>> Start Data segment
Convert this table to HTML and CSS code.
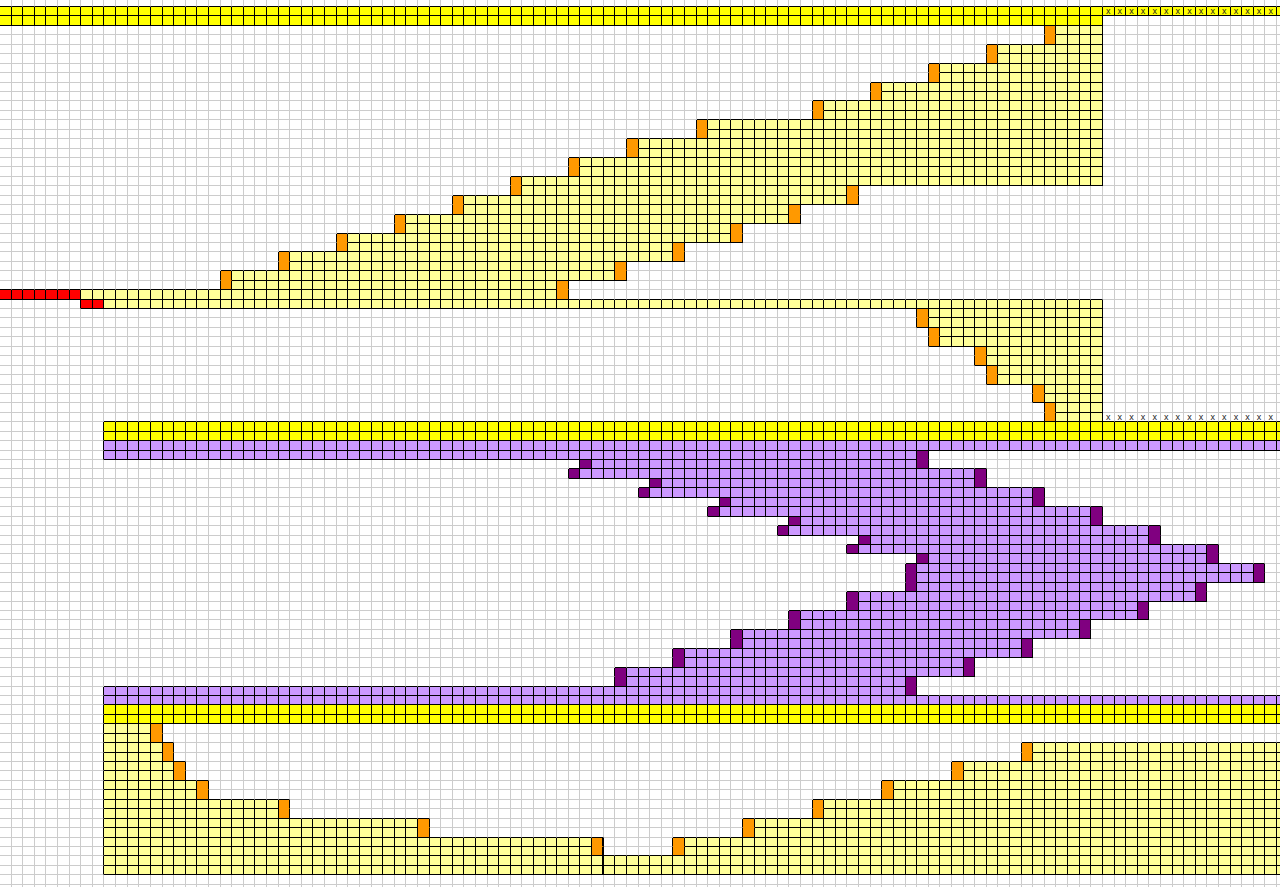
FILE: index.html
```html
<!DOCTYPE html>
<html lang="en">
<head>
<meta charset="utf-8">
<title>Sheet</title>
<link rel="stylesheet" href="styles.css">
</head>
<body>
<main class="sheet" id="sheet"></main>
<script src="script.js"></script>
</body>
</html>
```

FILE: styles.css
```css
html, body {
  margin: 0;
  padding: 0;
  overflow: hidden;
  background: #ffffff;
}
body {
  width: 1280px;
  height: 887px;
  font-family: "Liberation Sans", Arial, sans-serif;
}
.sheet {
  display: grid;
  grid-template-columns: repeat(111, 11.62px);
  grid-template-rows: 7px repeat(94, 9.45px);
}
.c {
  box-sizing: border-box;
  border-right: 1px solid #cccccc;
  border-bottom: 1px solid #cccccc;
  font-size: 9px;
  line-height: 8px;
  text-align: center;
  color: #222222;
}
.c.br { border-right-color: #000000; }
.c.bb { border-bottom-color: #000000; }
.c.k { border-color: #000000; }
.c.thick { border-right: 2px solid #000000; }
.yellow { background: #ffff00; }
.pale { background: #ffff99; }
.orange { background: #ff9900; }
.red { background: #ff0000; }
.lilac { background: #cc99ff; }
.plum { background: #800080; }
.c.orange.joined { border-bottom-color: #ff9900; }
.c.plum.joined { border-bottom-color: #800080; }
```

FILE: script.js
```js
(function () {
  var COLS = 111, ROWS = 95;
  var g = [], m = [];
  for (var i = 0; i < ROWS; i++) {
    g.push(new Array(COLS).fill(''));
    m.push(new Array(COLS).fill(false));
  }
  function f(r1, r2, c1, c2, k) {
    for (var r = r1; r <= r2; r++)
      for (var c = c1; c <= c2; c++)
        if (r >= 0 && r < ROWS && c >= 0 && c < COLS) g[r][c] = k;
  }
  function s(r, c, k) { f(r, r, c, c, k); }

  // top band
  f(1, 1, 0, 110, 'yellow');
  f(2, 2, 0, 94, 'yellow');
  for (var c = 95; c <= 109; c++) { m[1][c] = true; m[44][c] = true; }

  // upper staircase shape
  var leftSteps = [[3,90],[5,85],[7,80],[9,75],[11,70],[13,60],[15,54],[17,49],[19,44],[21,39],[23,34],[25,29],[27,24],[29,19]];
  var rightSteps = {20:73,21:73,22:68,23:68,24:63,25:63,26:58,27:58,28:53,29:53,30:48,31:48};
  leftSteps.forEach(function (st) {
    [st[0], st[0] + 1].forEach(function (rr) {
      var R = rightSteps[rr];
      if (R) { f(rr, rr, st[1] + 1, R - 1, 'pale'); s(rr, R, 'orange'); }
      else { f(rr, rr, st[1] + 1, 94, 'pale'); }
      s(rr, st[1], 'orange');
    });
  });
  f(31, 31, 0, 6, 'red'); f(31, 31, 7, 47, 'pale'); s(31, 48, 'orange');
  f(32, 32, 7, 8, 'red'); f(32, 32, 9, 94, 'pale');

  // lower-right triangle
  [[33,79],[35,80],[37,84],[39,85],[41,89],[43,90]].forEach(function (st) {
    for (var rr = st[0]; rr <= st[0] + 1; rr++) { s(rr, st[1], 'orange'); f(rr, rr, st[1] + 1, 94, 'pale'); }
  });

  // middle bands
  f(45, 46, 9, 110, 'yellow');
  f(47, 47, 9, 110, 'lilac');
  var pr = [
    [48,null,79],[49,50,79],[50,49,84],[51,56,84],[52,55,89],[53,62,89],[54,61,94],[55,68,94],
    [56,67,99],[57,74,99],[58,73,104],[59,79,104],[60,78,108],[61,78,108],[62,78,103],[63,73,103],
    [64,73,98],[65,68,98],[66,68,93],[67,63,93],[68,63,88],[69,58,88],[70,58,83],[71,53,83],
    [72,53,78],[73,null,78]
  ];
  pr.forEach(function (p) {
    var start = p[1] === null ? 9 : p[1] + 1;
    if (p[1] !== null) s(p[0], p[1], 'plum');
    f(p[0], p[0], start, p[2] - 1, 'lilac');
    s(p[0], p[2], 'plum');
  });
  f(74, 74, 9, 110, 'lilac');
  f(75, 76, 9, 110, 'yellow');

  // bottom shape
  [[77,13],[79,14],[81,15],[83,17],[85,24],[87,36],[89,51]].forEach(function (st) {
    for (var rr = st[0]; rr <= st[0] + 1; rr++) { f(rr, rr, 9, st[1] - 1, 'pale'); s(rr, st[1], 'orange'); }
  });
  [[79,88],[81,82],[83,76],[85,70],[87,64],[89,58]].forEach(function (st) {
    for (var rr = st[0]; rr <= st[0] + 1; rr++) { s(rr, st[1], 'orange'); f(rr, rr, st[1] + 1, 110, 'pale'); }
  });
  f(91, 92, 9, 110, 'pale');

  var sheet = document.getElementById('sheet');
  var frag = document.createDocumentFragment();
  for (var r = 0; r < ROWS; r++) {
    for (var c2 = 0; c2 < COLS; c2++) {
      var d = document.createElement('div');
      var k = g[r][c2];
      var cls = 'c';
      if (k) {
        cls += ' ' + k + ' k';
        if ((k === 'orange' || k === 'plum') && r + 1 < ROWS && g[r + 1][c2] === k) cls += ' joined';
      } else {
        if (c2 + 1 < COLS && g[r][c2 + 1]) cls += ' br';
        if (r + 1 < ROWS && g[r + 1][c2]) cls += ' bb';
      }
      if (c2 === 51 && r >= 89 && r <= 92) cls += ' thick';
      d.className = cls;
      if (m[r][c2]) d.textContent = 'x';
      frag.appendChild(d);
    }
  }
  sheet.appendChild(frag);
})();
```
>> End Data segment
■ **Problem statement**
Write out the data precisely as given, excluding the pictures.

■ **Answer to this task**
Convert this table to HTML and CSS code.
FILE: index.html
```html
<!DOCTYPE html>
<html lang="en">
<head>
<meta charset="utf-8">
<title>Sheet</title>
<link rel="stylesheet" href="styles.css">
</head>
<body>
<main class="sheet" id="sheet"></main>
<script src="script.js"></script>
</body>
</html>
```

FILE: styles.css
```css
html, body {
  margin: 0;
  padding: 0;
  overflow: hidden;
  background: #ffffff;
}
body {
  width: 1280px;
  height: 887px;
  font-family: "Liberation Sans", Arial, sans-serif;
}
.sheet {
  display: grid;
  grid-template-columns: repeat(111, 11.62px);
  grid-template-rows: 7px repeat(94, 9.45px);
}
.c {
  box-sizing: border-box;
  border-right: 1px solid #cccccc;
  border-bottom: 1px solid #cccccc;
  font-size: 9px;
  line-height: 8px;
  text-align: center;
  color: #222222;
}
.c.br { border-right-color: #000000; }
.c.bb { border-bottom-color: #000000; }
.c.k { border-color: #000000; }
.c.thick { border-right: 2px solid #000000; }
.yellow { background: #ffff00; }
.pale { background: #ffff99; }
.orange { background: #ff9900; }
.red { background: #ff0000; }
.lilac { background: #cc99ff; }
.plum { background: #800080; }
.c.orange.joined { border-bottom-color: #ff9900; }
.c.plum.joined { border-bottom-color: #800080; }
```

FILE: script.js
```js
(function () {
  var COLS = 111, ROWS = 95;
  var g = [], m = [];
  for (var i = 0; i < ROWS; i++) {
    g.push(new Array(COLS).fill(''));
    m.push(new Array(COLS).fill(false));
  }
  function f(r1, r2, c1, c2, k) {
    for (var r = r1; r <= r2; r++)
      for (var c = c1; c <= c2; c++)
        if (r >= 0 && r < ROWS && c >= 0 && c < COLS) g[r][c] = k;
  }
  function s(r, c, k) { f(r, r, c, c, k); }

  // top band
  f(1, 1, 0, 110, 'yellow');
  f(2, 2, 0, 94, 'yellow');
  for (var c = 95; c <= 109; c++) { m[1][c] = true; m[44][c] = true; }

  // upper staircase shape
  var leftSteps = [[3,90],[5,85],[7,80],[9,75],[11,70],[13,60],[15,54],[17,49],[19,44],[21,39],[23,34],[25,29],[27,24],[29,19]];
  var rightSteps = {20:73,21:73,22:68,23:68,24:63,25:63,26:58,27:58,28:53,29:53,30:48,31:48};
  leftSteps.forEach(function (st) {
    [st[0], st[0] + 1].forEach(function (rr) {
      var R = rightSteps[rr];
      if (R) { f(rr, rr, st[1] + 1, R - 1, 'pale'); s(rr, R, 'orange'); }
      else { f(rr, rr, st[1] + 1, 94, 'pale'); }
      s(rr, st[1], 'orange');
    });
  });
  f(31, 31, 0, 6, 'red'); f(31, 31, 7, 47, 'pale'); s(31, 48, 'orange');
  f(32, 32, 7, 8, 'red'); f(32, 32, 9, 94, 'pale');

  // lower-right triangle
  [[33,79],[35,80],[37,84],[39,85],[41,89],[43,90]].forEach(function (st) {
    for (var rr = st[0]; rr <= st[0] + 1; rr++) { s(rr, st[1], 'orange'); f(rr, rr, st[1] + 1, 94, 'pale'); }
  });

  // middle bands
  f(45, 46, 9, 110, 'yellow');
  f(47, 47, 9, 110, 'lilac');
  var pr = [
    [48,null,79],[49,50,79],[50,49,84],[51,56,84],[52,55,89],[53,62,89],[54,61,94],[55,68,94],
    [56,67,99],[57,74,99],[58,73,104],[59,79,104],[60,78,108],[61,78,108],[62,78,103],[63,73,103],
    [64,73,98],[65,68,98],[66,68,93],[67,63,93],[68,63,88],[69,58,88],[70,58,83],[71,53,83],
    [72,53,78],[73,null,78]
  ];
  pr.forEach(function (p) {
    var start = p[1] === null ? 9 : p[1] + 1;
    if (p[1] !== null) s(p[0], p[1], 'plum');
    f(p[0], p[0], start, p[2] - 1, 'lilac');
    s(p[0], p[2], 'plum');
  });
  f(74, 74, 9, 110, 'lilac');
  f(75, 76, 9, 110, 'yellow');

  // bottom shape
  [[77,13],[79,14],[81,15],[83,17],[85,24],[87,36],[89,51]].forEach(function (st) {
    for (var rr = st[0]; rr <= st[0] + 1; rr++) { f(rr, rr, 9, st[1] - 1, 'pale'); s(rr, st[1], 'orange'); }
  });
  [[79,88],[81,82],[83,76],[85,70],[87,64],[89,58]].forEach(function (st) {
    for (var rr = st[0]; rr <= st[0] + 1; rr++) { s(rr, st[1], 'orange'); f(rr, rr, st[1] + 1, 110, 'pale'); }
  });
  f(91, 92, 9, 110, 'pale');

  var sheet = document.getElementById('sheet');
  var frag = document.createDocumentFragment();
  for (var r = 0; r < ROWS; r++) {
    for (var c2 = 0; c2 < COLS; c2++) {
      var d = document.createElement('div');
      var k = g[r][c2];
      var cls = 'c';
      if (k) {
        cls += ' ' + k + ' k';
        if ((k === 'orange' || k === 'plum') && r + 1 < ROWS && g[r + 1][c2] === k) cls += ' joined';
      } else {
        if (c2 + 1 < COLS && g[r][c2 + 1]) cls += ' br';
        if (r + 1 < ROWS && g[r + 1][c2]) cls += ' bb';
      }
      if (c2 === 51 && r >= 89 && r <= 92) cls += ' thick';
      d.className = cls;
      if (m[r][c2]) d.textContent = 'x';
      frag.appendChild(d);
    }
  }
  sheet.appendChild(frag);
})();
```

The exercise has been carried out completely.